Entre o governo e o colecionador Foi em julho que o ministro da Cultura, Luís Filipe Castro Mendes, anunciou no Parlamento a intenção de renegociar o acordo, explicando que havia interesse por parte do Governo em manter esta coleção em Portugal. Hoje, e na sequência das denúncias feitas por Pedro Lapa, o gabinete do ministro emitiu apenas um comunicado, no qual é possível ler: “As negociações entre o Governo e a Fundação de Arte Moderna e Contemporânea – Coleção Berardo sobre a renovação do Protocolo de Comodato no Museu Berardo prosseguem com espírito construtivo de ambas as partes e tranquilidade. O Governo assumiu publicamente por diversas vezes a vontade de manter a coleção em Portugal e estamos a trabalhar com esse objetivo.” Em jeito de conclusão, o gabinete de Luís Filipe Castro Mendes acrescentou ainda: “Por outro lado, não comentamos declarações de quem não acompanha o processo.”
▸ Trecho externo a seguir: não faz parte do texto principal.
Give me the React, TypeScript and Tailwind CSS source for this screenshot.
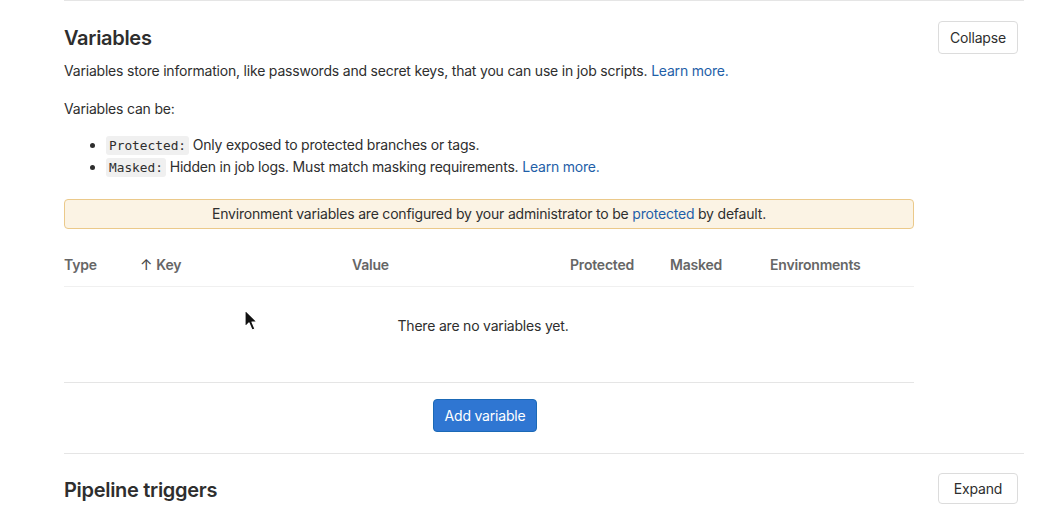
import React from 'react'

const font = { fontFamily: 'Inter, "Noto Sans", sans-serif' }

const Code = ({ children }: { children: React.ReactNode }) => (
  <code className="rounded-[3px] bg-[#f0f0f0] px-[3px] py-[2px] font-['DejaVu_Sans_Mono',monospace] text-[12.8px] leading-none tracking-normal text-[#2e2e2e]">
    {children}
  </code>
)

const Cursor = () => (
  <svg className="absolute left-[244px] top-[309px]" width="16" height="24" viewBox="0 0 16 24">
    <path d="M1 1 L1 18 L5 14 L8 21 L11 20 L8 13 L13 13 Z" fill="#111" stroke="#fff" strokeWidth="1.2" strokeLinejoin="round" />
  </svg>
)

export default function App() {
  return (
    <div className="relative min-h-[506px] w-[1039px] overflow-hidden bg-white text-[#2e2e2e]" style={font}>
      <div className="ml-[64px] w-[960px]">
        <section className="border-t border-[#e5e5e5] pt-[20px]">
          <div className="flex items-start justify-between">
            <h2 className="pt-[5px] text-[20px] font-semibold leading-[24px] tracking-[-0.3px] text-[#2e2e2e]">Variables</h2>
            <button className="mr-[6px] h-[33px] w-[80px] rounded-[4px] border border-[#dcdcdc] bg-white text-[14px] tracking-[-0.2px] text-[#2e2e2e]">
              Collapse
            </button>
          </div>
          <div className="tracking-[-0.2px]">
            <p className="mt-[-25px] pt-[32px] text-[14px] leading-[20px]">
              Variables store information, like passwords and secret keys, that you can use in job scripts.{' '}
              <a className="text-[#1f5fa8]">Learn more.</a>
            </p>
            <p className="mt-[18px] text-[14px] leading-[20px]">Variables can be:</p>
            <ul className="mt-[15px] list-disc pl-[42px] text-[14px] leading-[22px]">
              <li>
                <Code>Protected:</Code> Only exposed to protected branches or tags.
              </li>
              <li>
                <Code>Masked:</Code> Hidden in job logs. Must match masking requirements.{' '}
                <a className="text-[#1f5fa8]">Learn more.</a>
              </li>
            </ul>
            <div className="mt-[21px] w-[850px] rounded-[4px] border border-[#ebc98a] bg-[#fbf3e4] py-[5px] text-center text-[14px] leading-[18px]">
              Environment variables are configured by your administrator to be{' '}
              <a className="text-[#1f5fa8]">protected</a> by default.
            </div>
            <div className="w-[850px]">
              <div className="mt-[26px] grid grid-cols-[76px_212px_218px_100px_100px_1fr] border-b border-[#f0f0f0] pb-[11px] text-[14px] font-semibold leading-[20px] text-[#666]">
                <div>Type</div>
                <div className="flex items-center gap-[4px]">
                  <span className="text-[15px] font-normal text-[#444]">↑</span>Key
                </div>
                <div>Value</div>
                <div>Protected</div>
                <div>Masked</div>
                <div>Environments</div>
              </div>
              <div className="flex h-[95px] items-start justify-center pr-[12px] pt-[29px] text-[14px] leading-[20px] text-[#2e2e2e]">
                There are no variables yet.
              </div>
              <div className="flex justify-center border-t border-[#e5e5e5] pb-[21px] pr-[8px] pt-[16px]">
                <button className="h-[33px] w-[104px] rounded-[4px] border border-[#1b69b6] bg-[#2f76d2] text-[14px] text-white">
                  Add variable
                </button>
              </div>
            </div>
          </div>
        </section>
        <section className="flex items-start justify-between border-t border-[#e5e5e5] pt-[19px]">
          <h2 className="pt-[5px] text-[20px] font-semibold leading-[24px] tracking-[-0.3px]">Pipeline triggers</h2>
          <button className="mr-[6px] h-[31px] w-[80px] rounded-[4px] border border-[#dcdcdc] bg-white text-[14px] tracking-[-0.2px] text-[#2e2e2e]">
            Expand
          </button>
        </section>
      </div>
      <Cursor />
    </div>
  )
}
Curiosamente, Joe Berardo proferiu palavras semelhantes em conversa com i. “Não sei o que o Pedro Lapa disse, não estava presente e por isso não quero comentar”, adiantou, para logo de seguida acrescentar: “Isto não tem nada a ver com o Pedro. Sei que não é fácil para ele estar nesta posição, mas a coleção tem muitas peças com as quais ele pode ainda trabalhar.”
Ainda antes, o comendador e colecionador fez questão de repetir exaustivamente, e entre risos, num género que lhe é característico, que não está preocupado com esta situação. “Neste momento o Governo tem acordo comigo até ao final do ano e também percebo que, com o OE, tenham outras coisas mais importantes… Atualmente o meu advogado está a reunir com eles e espero que antes do final do ano haja acordo, mas logo veremos. A verdade é que só haverá acordo se eu quiser e eles quiserem”, disse, para logo de seguida reiterar: “Não estou preocupado”. Mas a que se deve esta falta de preocupação? “Se não houver acordo não estou preocupado, porque tenho para onde levar a coleção. Tenho sempre alternativas. Até estou a fazer um novo museu”, diz, referindo-se ao espaço, ainda em construção em Alcântara, e que deverá albergar a totalidade da sua coleção de arte nova e arte déco.
Sem novas obras desde 2008 Ainda que este protocolo seja efetivamente celebrado, há outro problema que, de acordo com Pedro Lapa, urge resolver. É que desde 2008 que não é cumprido o acordo assinado em 2006, entre o Governo e o colecionador, que prevê que, cada um, atribua anualmente uma verba de meio milhão de euros para a aquisição de novas obras. Foi este acordo, cumprido durante os dois primeiros anos, que permitiu adquirir para a intitulada Coleção Estado/ Berardo um total de 214 peças de artistas portugueses e estrangeiros, que se juntaram às 862 obras – avaliadas em 316 milhões de euros pela leiloeira internacional Christie’s – da coleção pessoal de Joe Berardo e cedidas por este no âmbito da criação do museu, inaugurado em junho de 2007.
“O Governo desistiu de fazer aquisições e o colecionador também deixou de o fazer, porque esta era uma coleção para ser construída a dois”, revela Pedro Lapa, que, no entanto, sublinha que isto não significa que Berardo tenha deixado de colecionar – “até porque é um colecionador compulsivo”. Apenas deixou de comprar arte no âmbito da coleção deste museu, pois sentiu que faltava “boa vontade do Governo”.
Segundo Pedro Lapa, o não cumprimento deste acordo compromete aquilo que deve ser a realidade de uma coleção e de um museu como este, que é, em Lisboa, “o principal museu de arte moderna e contemporânea a articular a arte nacional e internacional”: “a construção contínua”. Justamente por isto, Pedro Lapa espera que esta situação seja “repensada e se encontrem soluções”, mas à data o diálogo parece estar “cancelado”, diz. De recordar que o Museu Coleção Berardo recebeu, no ano passado, 823 mil visitantes. Este ano conta ficar muito próximo de um milhão de visitantes.